Pretty much the best the academic world has on offer as an introduction to China's mainstream issues: served as a buffet meal, and in a colloquial style.
This reader's experience was as follows:
1. It starts alright, but it turns out ... the author is poisoned by academic post-modernism! ... Yikes! Just reflecting on what he says about the relativity of truth makes me feel going bonkers. But still, I might find him useful and informative, by paying close attention to the references...
2. And it looks I might pick and choose what chapter I read on the basis of what interests me. ... Hey, it turns out that's exactly how the author conceived of the book. For that purpose, the introductory chapter presents a very good outline of what each following chapter is all about.
3. Hey, this supposed believer in relativity states quite freely what he thinks is right and wrong... regardless of the topic's contentiousness. Which is good news: it turns out that his postmodernism was just like paying lip service to a dogma of the academia.
4. A thought on the book as a whole: Imagine you were a complete outsider, faced on one side with a mountain of sources on China that contradict each other,... and on the other side a restaurant table where a Western sinologist, who has started out as a child of humble origins in China, is ready to chat with you about how he looks at the media landscape, and what he has seen & found out in his 70 years of experience. Would you NOT like to spend a few hours with him first?
5. Wow, I had no idea this aspect of China even existed. NO one ever mentions it. ... And this! ... And this... this opens an entire new world to me.
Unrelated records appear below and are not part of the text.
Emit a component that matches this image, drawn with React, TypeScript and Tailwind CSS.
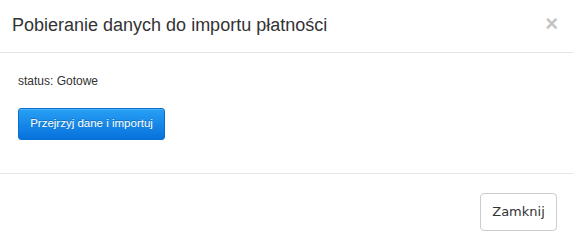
import React from 'react';

export default function App() {
  return (
    <div className="w-[573px] h-[244px] bg-white flex flex-col font-['Liberation_Sans',Arial,sans-serif] text-[#333]">
      <div className="h-[53px] border-b border-[#e5e5e5] flex items-center justify-between pl-[12px] pr-[15px]">
        <h4 className="text-[18px] leading-[20px] text-[#333] mt-[-2px]">Pobieranie danych do importu płatności</h4>
        <button className="text-[22px] leading-none font-bold text-[#c4c4c4] mt-[-4px]">×</button>
      </div>
      <div className="h-[121px] border-b border-[#e5e5e5] px-[18px] pt-[20px]">
        <p className="text-[12px] leading-[16px]">status: Gotowe</p>
        <button className="mt-[19px] w-[147px] h-[32px] rounded-[3px] border border-[#0a6fd0] bg-gradient-to-b from-[#27a0f5] to-[#0771dc] text-white text-[11.5px] [text-shadow:0_-1px_0_rgba(0,0,0,0.25)] shadow-[inset_0_1px_0_rgba(255,255,255,0.2)]">
          Przejrzyj dane i importuj
        </button>
      </div>
      <div className="flex-1 flex justify-end items-start pt-[19px] pr-[16px]">
        <button className="w-[77px] h-[38px] rounded-[4px] border border-[#ccc] bg-white text-[#333] text-[13px] font-['DejaVu_Sans',Verdana,sans-serif]">
          Zamknij
        </button>
      </div>
    </div>
  );
}
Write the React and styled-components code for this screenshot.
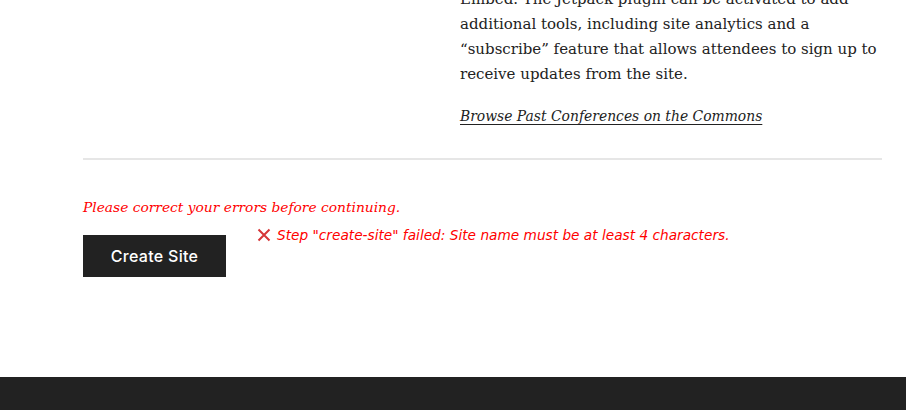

6. The author refers to the transnational interests, with the conflict between them on one hand, and the popular interests on the other hand as a crucial factor, but leaving us with only a vague notion of it. So much so, that the phrase he uses, "the split personality of the Chinese political and intellectual elite" is inadequate even as a metaphor: "split personality" implies a psychopathology of the individual, which is itself hotly contested within the psychiatric field (Modrow 1992, Frances Allen 2013, Reinders&Veltman 2020). Of course, the reader has likely heard & read of "anti-globalization," "globalists," and so on, but such abstract terms regularly conceal a lack of actual comprehension. This problem might have been ameliorated by a reference to one or works on the subject, but none is provided. So, that leads us to a question: how can something be both an important issue, but treated as trivial?
The book cites the statement of the USA as "an indispensable nation": dunno about that, but let me tell you: it looks that for anyone genuinely interested to learn on China, this book is an indispensable guide.
Mobo Gao basically distills and rebukes the various common anti-China (mostly anti-Mao) narratives coming from the liberal perspective (from both Chinese and Western). It is a very resounding rebuke of the various narratives commonly deployed against China. Gao also highlights a very interesting dynamic between the new class in China that wished to ingratiate itself into the western globalist order post-Mao and the western globalists themselves (who could never accept the former), and also the subtle changes that are taking place under Xi.
real good stuff but i think would have benefited from slightly more history to balance out the criticism of dominant narratives (though that is obviously not quite the intent of the book!)